> [TASK PROMPT] Reproduce the full listing below unchanged, apart from the pictures.

___ COLLECTED DATA

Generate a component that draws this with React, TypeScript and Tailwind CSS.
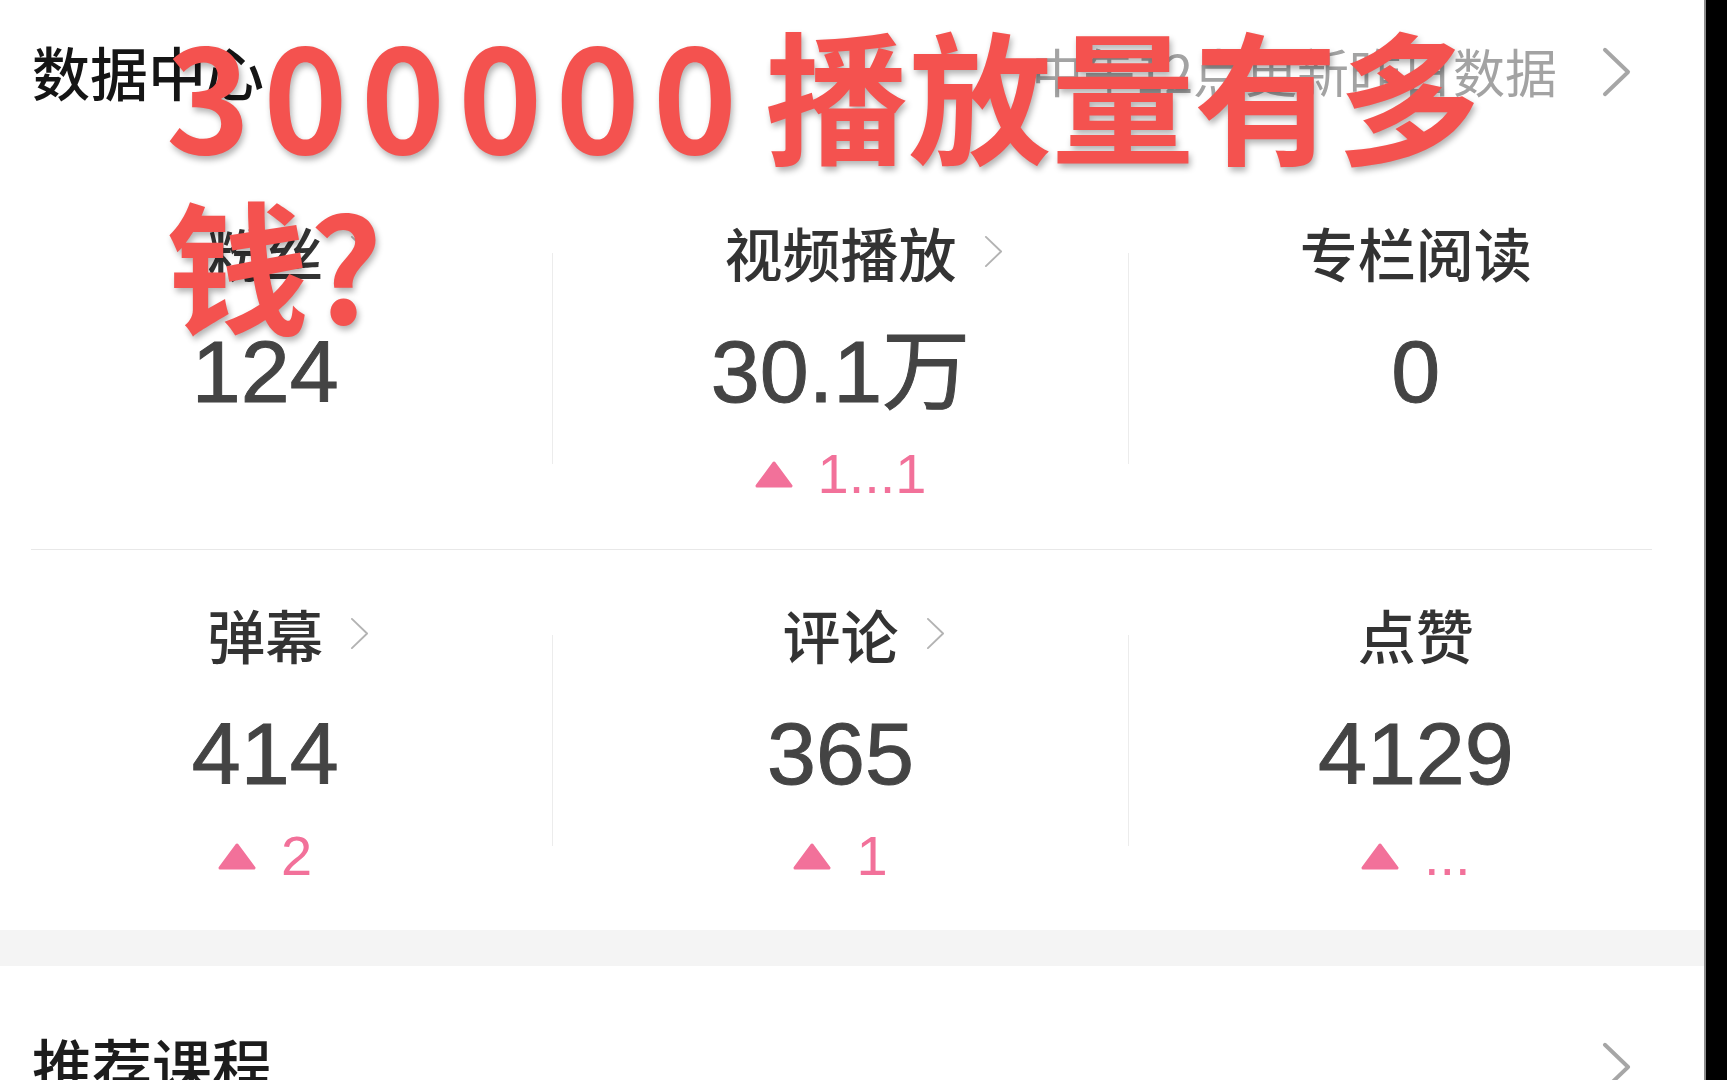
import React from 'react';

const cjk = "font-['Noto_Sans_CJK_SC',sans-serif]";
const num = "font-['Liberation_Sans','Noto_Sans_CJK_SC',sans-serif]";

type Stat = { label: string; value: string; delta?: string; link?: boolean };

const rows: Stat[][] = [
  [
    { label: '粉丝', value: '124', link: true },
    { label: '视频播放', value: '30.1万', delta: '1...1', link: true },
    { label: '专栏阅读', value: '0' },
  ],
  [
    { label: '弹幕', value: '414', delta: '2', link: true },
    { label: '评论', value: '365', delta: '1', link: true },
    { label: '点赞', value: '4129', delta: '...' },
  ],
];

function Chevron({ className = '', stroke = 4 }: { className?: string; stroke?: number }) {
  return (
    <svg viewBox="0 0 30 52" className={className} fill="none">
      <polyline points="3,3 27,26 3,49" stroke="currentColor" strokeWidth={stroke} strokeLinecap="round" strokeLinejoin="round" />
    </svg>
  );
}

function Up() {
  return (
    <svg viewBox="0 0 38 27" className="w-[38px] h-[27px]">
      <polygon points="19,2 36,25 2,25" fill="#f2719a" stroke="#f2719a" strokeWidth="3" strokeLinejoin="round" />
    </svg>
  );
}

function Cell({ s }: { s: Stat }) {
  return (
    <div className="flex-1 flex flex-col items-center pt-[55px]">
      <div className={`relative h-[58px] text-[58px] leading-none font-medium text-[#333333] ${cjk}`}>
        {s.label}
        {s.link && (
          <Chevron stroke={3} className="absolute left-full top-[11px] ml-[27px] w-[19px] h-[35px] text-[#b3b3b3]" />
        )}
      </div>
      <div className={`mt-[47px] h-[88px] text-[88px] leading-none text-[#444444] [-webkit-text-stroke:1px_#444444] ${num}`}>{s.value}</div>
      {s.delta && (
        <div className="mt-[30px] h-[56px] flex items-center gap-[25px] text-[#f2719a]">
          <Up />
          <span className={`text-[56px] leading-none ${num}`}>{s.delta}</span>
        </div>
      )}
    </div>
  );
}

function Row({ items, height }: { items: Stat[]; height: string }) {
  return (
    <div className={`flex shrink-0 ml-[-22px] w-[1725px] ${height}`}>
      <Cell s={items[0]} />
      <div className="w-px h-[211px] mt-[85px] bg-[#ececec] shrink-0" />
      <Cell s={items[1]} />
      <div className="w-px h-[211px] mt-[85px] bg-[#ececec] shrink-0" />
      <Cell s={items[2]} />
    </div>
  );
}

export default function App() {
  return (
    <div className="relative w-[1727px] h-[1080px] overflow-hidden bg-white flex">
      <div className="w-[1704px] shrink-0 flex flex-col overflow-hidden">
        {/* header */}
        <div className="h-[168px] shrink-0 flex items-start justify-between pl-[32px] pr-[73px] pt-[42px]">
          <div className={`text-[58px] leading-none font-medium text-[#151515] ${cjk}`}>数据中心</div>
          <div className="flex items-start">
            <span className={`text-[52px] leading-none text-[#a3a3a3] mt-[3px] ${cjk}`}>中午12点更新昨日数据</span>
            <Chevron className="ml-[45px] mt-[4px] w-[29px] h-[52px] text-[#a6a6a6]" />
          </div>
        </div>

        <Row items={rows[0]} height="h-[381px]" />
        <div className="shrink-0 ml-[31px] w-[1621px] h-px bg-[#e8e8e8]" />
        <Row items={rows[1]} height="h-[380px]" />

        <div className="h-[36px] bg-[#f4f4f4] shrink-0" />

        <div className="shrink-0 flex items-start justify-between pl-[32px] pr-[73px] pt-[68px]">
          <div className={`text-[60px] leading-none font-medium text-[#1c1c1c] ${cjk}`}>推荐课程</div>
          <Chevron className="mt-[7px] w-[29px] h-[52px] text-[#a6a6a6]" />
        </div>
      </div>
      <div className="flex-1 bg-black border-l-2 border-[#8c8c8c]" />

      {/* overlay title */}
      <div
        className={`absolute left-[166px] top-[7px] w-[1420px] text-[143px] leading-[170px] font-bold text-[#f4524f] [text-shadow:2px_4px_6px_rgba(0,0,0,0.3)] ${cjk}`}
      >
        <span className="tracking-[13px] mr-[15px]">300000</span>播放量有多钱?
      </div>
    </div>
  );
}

______

> [RESULT OF THE TASK]
Generate a component that draws this with React, TypeScript and Tailwind CSS.
import React from 'react';

const cjk = "font-['Noto_Sans_CJK_SC',sans-serif]";
const num = "font-['Liberation_Sans','Noto_Sans_CJK_SC',sans-serif]";

type Stat = { label: string; value: string; delta?: string; link?: boolean };

const rows: Stat[][] = [
  [
    { label: '粉丝', value: '124', link: true },
    { label: '视频播放', value: '30.1万', delta: '1...1', link: true },
    { label: '专栏阅读', value: '0' },
  ],
  [
    { label: '弹幕', value: '414', delta: '2', link: true },
    { label: '评论', value: '365', delta: '1', link: true },
    { label: '点赞', value: '4129', delta: '...' },
  ],
];

function Chevron({ className = '', stroke = 4 }: { className?: string; stroke?: number }) {
  return (
    <svg viewBox="0 0 30 52" className={className} fill="none">
      <polyline points="3,3 27,26 3,49" stroke="currentColor" strokeWidth={stroke} strokeLinecap="round" strokeLinejoin="round" />
    </svg>
  );
}

function Up() {
  return (
    <svg viewBox="0 0 38 27" className="w-[38px] h-[27px]">
      <polygon points="19,2 36,25 2,25" fill="#f2719a" stroke="#f2719a" strokeWidth="3" strokeLinejoin="round" />
    </svg>
  );
}

function Cell({ s }: { s: Stat }) {
  return (
    <div className="flex-1 flex flex-col items-center pt-[55px]">
      <div className={`relative h-[58px] text-[58px] leading-none font-medium text-[#333333] ${cjk}`}>
        {s.label}
        {s.link && (
          <Chevron stroke={3} className="absolute left-full top-[11px] ml-[27px] w-[19px] h-[35px] text-[#b3b3b3]" />
        )}
      </div>
      <div className={`mt-[47px] h-[88px] text-[88px] leading-none text-[#444444] [-webkit-text-stroke:1px_#444444] ${num}`}>{s.value}</div>
      {s.delta && (
        <div className="mt-[30px] h-[56px] flex items-center gap-[25px] text-[#f2719a]">
          <Up />
          <span className={`text-[56px] leading-none ${num}`}>{s.delta}</span>
        </div>
      )}
    </div>
  );
}

function Row({ items, height }: { items: Stat[]; height: string }) {
  return (
    <div className={`flex shrink-0 ml-[-22px] w-[1725px] ${height}`}>
      <Cell s={items[0]} />
      <div className="w-px h-[211px] mt-[85px] bg-[#ececec] shrink-0" />
      <Cell s={items[1]} />
      <div className="w-px h-[211px] mt-[85px] bg-[#ececec] shrink-0" />
      <Cell s={items[2]} />
    </div>
  );
}

export default function App() {
  return (
    <div className="relative w-[1727px] h-[1080px] overflow-hidden bg-white flex">
      <div className="w-[1704px] shrink-0 flex flex-col overflow-hidden">
        {/* header */}
        <div className="h-[168px] shrink-0 flex items-start justify-between pl-[32px] pr-[73px] pt-[42px]">
          <div className={`text-[58px] leading-none font-medium text-[#151515] ${cjk}`}>数据中心</div>
          <div className="flex items-start">
            <span className={`text-[52px] leading-none text-[#a3a3a3] mt-[3px] ${cjk}`}>中午12点更新昨日数据</span>
            <Chevron className="ml-[45px] mt-[4px] w-[29px] h-[52px] text-[#a6a6a6]" />
          </div>
        </div>

        <Row items={rows[0]} height="h-[381px]" />
        <div className="shrink-0 ml-[31px] w-[1621px] h-px bg-[#e8e8e8]" />
        <Row items={rows[1]} height="h-[380px]" />

        <div className="h-[36px] bg-[#f4f4f4] shrink-0" />

        <div className="shrink-0 flex items-start justify-between pl-[32px] pr-[73px] pt-[68px]">
          <div className={`text-[60px] leading-none font-medium text-[#1c1c1c] ${cjk}`}>推荐课程</div>
          <Chevron className="mt-[7px] w-[29px] h-[52px] text-[#a6a6a6]" />
        </div>
      </div>
      <div className="flex-1 bg-black border-l-2 border-[#8c8c8c]" />

      {/* overlay title */}
      <div
        className={`absolute left-[166px] top-[7px] w-[1420px] text-[143px] leading-[170px] font-bold text-[#f4524f] [text-shadow:2px_4px_6px_rgba(0,0,0,0.3)] ${cjk}`}
      >
        <span className="tracking-[13px] mr-[15px]">300000</span>播放量有多钱?
      </div>
    </div>
  );
}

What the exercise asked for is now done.